***** INFORMATION SUPPLIED

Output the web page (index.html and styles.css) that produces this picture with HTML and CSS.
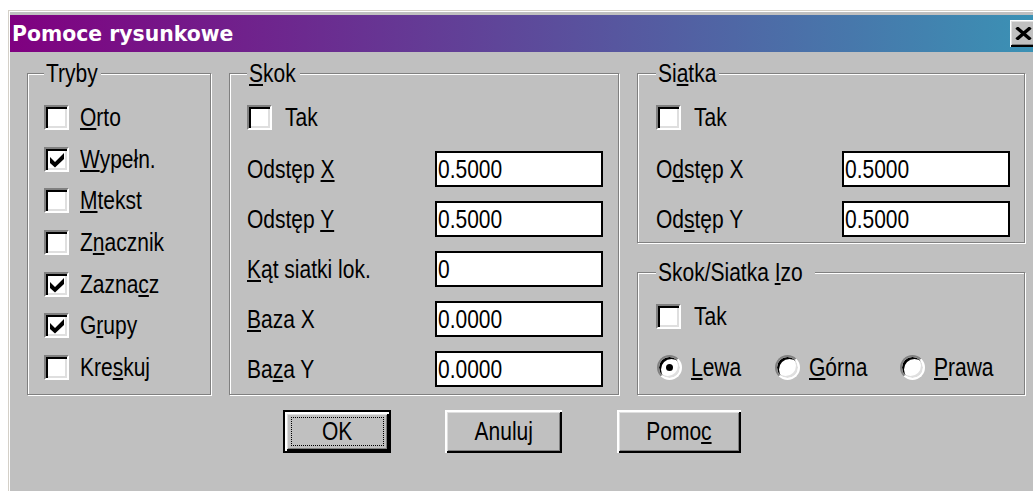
FILE: index.html
```html
<!DOCTYPE html>
<html lang="pl">
<head>
<meta charset="utf-8">
<title>Pomoce rysunkowe</title>
<link rel="stylesheet" href="styles.css">
</head>
<body>
<div class="dialog">
  <div class="titlebar">
    <span class="title">Pomoce rysunkowe</span>
    <span class="close-btn">
      <svg width="17" height="13" viewBox="0 0 17 13"><path d="M1.5 0.5 L15.5 12.5 M15.5 0.5 L1.5 12.5" stroke="#000" stroke-width="3.4" fill="none"/></svg>
    </span>
  </div>

  <div class="panes">
    <fieldset class="group modes">
      <legend class="lg-modes"><span class="text">Tryby</span></legend>
      <div class="rows">
        <div class="check"><span class="box"></span><span class="text"><u>O</u>rto</span></div>
        <div class="check"><span class="box on"><svg viewBox="0 0 7 7"><polygon points="0,2 2.5,4.5 7,0 7,3 2.5,7.2 0,5"/></svg></span><span class="text"><u>W</u>ypełn.</span></div>
        <div class="check"><span class="box"></span><span class="text"><u>M</u>tekst</span></div>
        <div class="check"><span class="box"></span><span class="text">Z<u>n</u>acznik</span></div>
        <div class="check"><span class="box on"><svg viewBox="0 0 7 7"><polygon points="0,2 2.5,4.5 7,0 7,3 2.5,7.2 0,5"/></svg></span><span class="text">Zazna<u>c</u>z</span></div>
        <div class="check"><span class="box on"><svg viewBox="0 0 7 7"><polygon points="0,2 2.5,4.5 7,0 7,3 2.5,7.2 0,5"/></svg></span><span class="text">G<u>r</u>upy</span></div>
        <div class="check"><span class="box"></span><span class="text">Kre<u>s</u>kuj</span></div>
      </div>
    </fieldset>

    <fieldset class="group snap">
      <legend class="lg-snap"><span class="text"><u>S</u>kok</span></legend>
      <div class="rows">
        <div class="check tak"><span class="box"></span><span class="text">Tak</span></div>
        <div class="field first"><span class="text">Odstęp <u>X</u></span><div class="edit"><span class="text">0.5000</span></div></div>
        <div class="field"><span class="text">Odstęp <u>Y</u></span><div class="edit"><span class="text">0.5000</span></div></div>
        <div class="field"><span class="text"><u>K</u>ąt siatki lok.</span><div class="edit"><span class="text">0</span></div></div>
        <div class="field"><span class="text"><u>B</u>aza X</span><div class="edit"><span class="text">0.0000</span></div></div>
        <div class="field"><span class="text">Ba<u>z</u>a Y</span><div class="edit"><span class="text">0.0000</span></div></div>
      </div>
    </fieldset>

    <div class="side">
      <fieldset class="group grid-set">
        <legend class="lg-grid"><span class="text">Si<u>a</u>tka</span></legend>
        <div class="rows">
          <div class="check tak"><span class="box"></span><span class="text">Tak</span></div>
          <div class="field first"><span class="text">O<u>d</u>stęp X</span><div class="edit"><span class="text">0.5000</span></div></div>
          <div class="field"><span class="text">Od<u>s</u>tęp Y</span><div class="edit"><span class="text">0.5000</span></div></div>
        </div>
      </fieldset>

      <fieldset class="group iso">
        <legend class="lg-iso"><span class="text">Skok/Siatka <u>I</u>zo</span></legend>
        <div class="rows">
          <div class="check tak"><span class="box"></span><span class="text">Tak</span></div>
          <div class="radios">
            <div class="radio"><span class="dot on"></span><span class="text"><u>L</u>ewa</span></div>
            <div class="radio"><span class="dot"></span><span class="text"><u>G</u>órna</span></div>
            <div class="radio"><span class="dot"></span><span class="text"><u>P</u>rawa</span></div>
          </div>
        </div>
      </fieldset>
    </div>
  </div>

  <div class="buttons">
    <div class="btn default ok"><span class="focus"><span class="text">OK</span></span></div>
    <div class="btn cancel"><span class="text">Anuluj</span></div>
    <div class="btn help"><span class="text">Pomo<u>c</u></span></div>
  </div>
</div>
</body>
</html>
```

FILE: styles.css
```css
html, body {
  margin: 0;
  background: #fff;
  overflow: hidden;
}

body {
  font-family: "Liberation Sans", Arial, sans-serif;
  font-size: 25px;
  color: #000;
}

u {
  text-decoration-thickness: 2px;
  text-underline-offset: 2px;
}

/* dialog text is drawn in a condensed face */
.text {
  display: inline-block;
  white-space: nowrap;
  line-height: 1;
  transform: scaleX(0.84);
  transform-origin: 0 50%;
}

/* window frame */
.dialog {
  margin: 10px 0 0 8px;
  width: 1040px;
  height: 481px;
  box-sizing: border-box;
  background: #c0c0c0;
  border-top: 1px solid #d4d0c8;
  border-left: 1px solid #d4d0c8;
  padding: 4px 0 0 1px;
  box-shadow: inset 1px 1px 0 #fff;
}

/* caption */
.titlebar {
  display: flex;
  align-items: center;
  justify-content: space-between;
  width: 1034px;
  height: 37px;
  background: linear-gradient(to right, #800080, #3a93b5);
}

.title {
  font-family: "DejaVu Sans", sans-serif;
  font-weight: bold;
  font-size: 20.4px;
  color: #fff;
  padding-left: 2px;
}

.close-btn {
  display: flex;
  align-items: center;
  width: 32px;
  height: 27px;
  margin-right: 2px;
  padding-left: 5px;
  box-sizing: border-box;
  background: #c0c0c0;
  box-shadow: inset 1px 1px 0 #fff, inset -2px -2px 0 #000, inset 2px 2px 0 #dfdfdf, inset -3px -3px 0 #808080;
}

.close-btn svg {
  display: block;
}

/* group boxes */
.panes {
  display: grid;
  grid-template-columns: 184px 390px 388px;
  column-gap: 18px;
  margin: 9px 0 0 17px;
}

.group {
  margin: 0;
  min-width: 0;
  box-sizing: border-box;
  border: 1px solid #808080;
  box-shadow: 1px 1px 0 #fff, inset 1px 1px 0 #fff;
  padding: 20px 15px 0 17px;
}

.group legend {
  box-sizing: border-box;
  height: 24px;
  padding: 0 3px 0 2px;
  line-height: 24px;
  background: #c0c0c0;
}

.group legend .text {
  line-height: 24px;
  vertical-align: top;
}

.lg-modes { width: 57px; }
.lg-snap  { width: 53px; }
.lg-grid  { width: 63px; }
.lg-iso   { width: 159px; }

.modes {
  padding-left: 16px;
}

.grid-set,
.iso {
  padding-left: 18px;
  padding-right: 14px;
}

.grid-set {
  padding-bottom: 5px;
}

.iso {
  padding-bottom: 14px;
}

.side {
  display: flex;
  flex-direction: column;
  gap: 17px;
}

.rows {
  display: flex;
  flex-direction: column;
}

.modes .rows {
  gap: 16.67px;
}

/* checkbox */
.check {
  display: flex;
  align-items: center;
  gap: 11px;
  height: 25px;
}

.check.tak {
  gap: 13px;
}

.box {
  flex: none;
  display: flex;
  align-items: center;
  justify-content: center;
  width: 25px;
  height: 25px;
  box-sizing: border-box;
  border: 2px solid;
  border-color: #808080 #fff #fff #808080;
  box-shadow: inset 2px 2px 0 #000, inset -2px -2px 0 #dfdfdf;
  background: #fff;
}

.box svg {
  width: 14px;
  height: 14px;
  margin: 1px 0 0 1px;
  fill: #000;
  overflow: visible;
}

/* label + edit box rows */
.field {
  display: flex;
  align-items: center;
  justify-content: space-between;
  height: 36px;
  margin-top: 14px;
}

.field.first {
  margin-top: 21px;
}

.edit {
  display: flex;
  align-items: center;
  width: 168px;
  height: 36px;
  box-sizing: border-box;
  padding-left: 1px;
  border: 2px solid #000;
  background: #fff;
}

/* radio buttons */
.radios {
  display: grid;
  grid-template-columns: 118px 125px auto;
  align-items: center;
  margin-top: 26px;
  padding-left: 1px;
}

.radio {
  display: flex;
  align-items: center;
  gap: 9px;
}

.dot {
  flex: none;
  display: flex;
  align-items: center;
  justify-content: center;
  width: 25px;
  height: 25px;
  box-sizing: border-box;
  border-radius: 50%;
  border: 2px solid;
  border-color: #808080 #fff #fff #808080;
  box-shadow: inset 2px 2px 0 #000, inset -2px -2px 0 #dfdfdf;
  background: #fff;
}

.dot.on::after {
  content: "";
  width: 7px;
  height: 7px;
  border-radius: 50%;
  background: #000;
}

/* push buttons */
.buttons {
  display: flex;
  gap: 54px;
  margin: 15px 0 0 273px;
}

.btn {
  display: flex;
  align-items: center;
  justify-content: center;
  height: 43px;
  box-sizing: border-box;
  background: #c0c0c0;
  box-shadow: inset 2px 2px 0 #fff, inset -2px -2px 0 #000, inset 3px 3px 0 #dfdfdf, inset -3px -3px 0 #808080;
}

.btn .text {
  transform-origin: 50% 50%;
}

.btn.default {
  border: 2px solid #000;
}

.ok {
  width: 108px;
}

.cancel {
  width: 117px;
}

.help {
  width: 124px;
  margin-left: 1px;
}

.focus {
  display: flex;
  align-items: center;
  justify-content: center;
  width: 93px;
  height: 29px;
  box-sizing: border-box;
  border: 1px dotted #000;
}
```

**********

Report the number of lines holding the string "index", without any other words.

TASK ANSWER: 2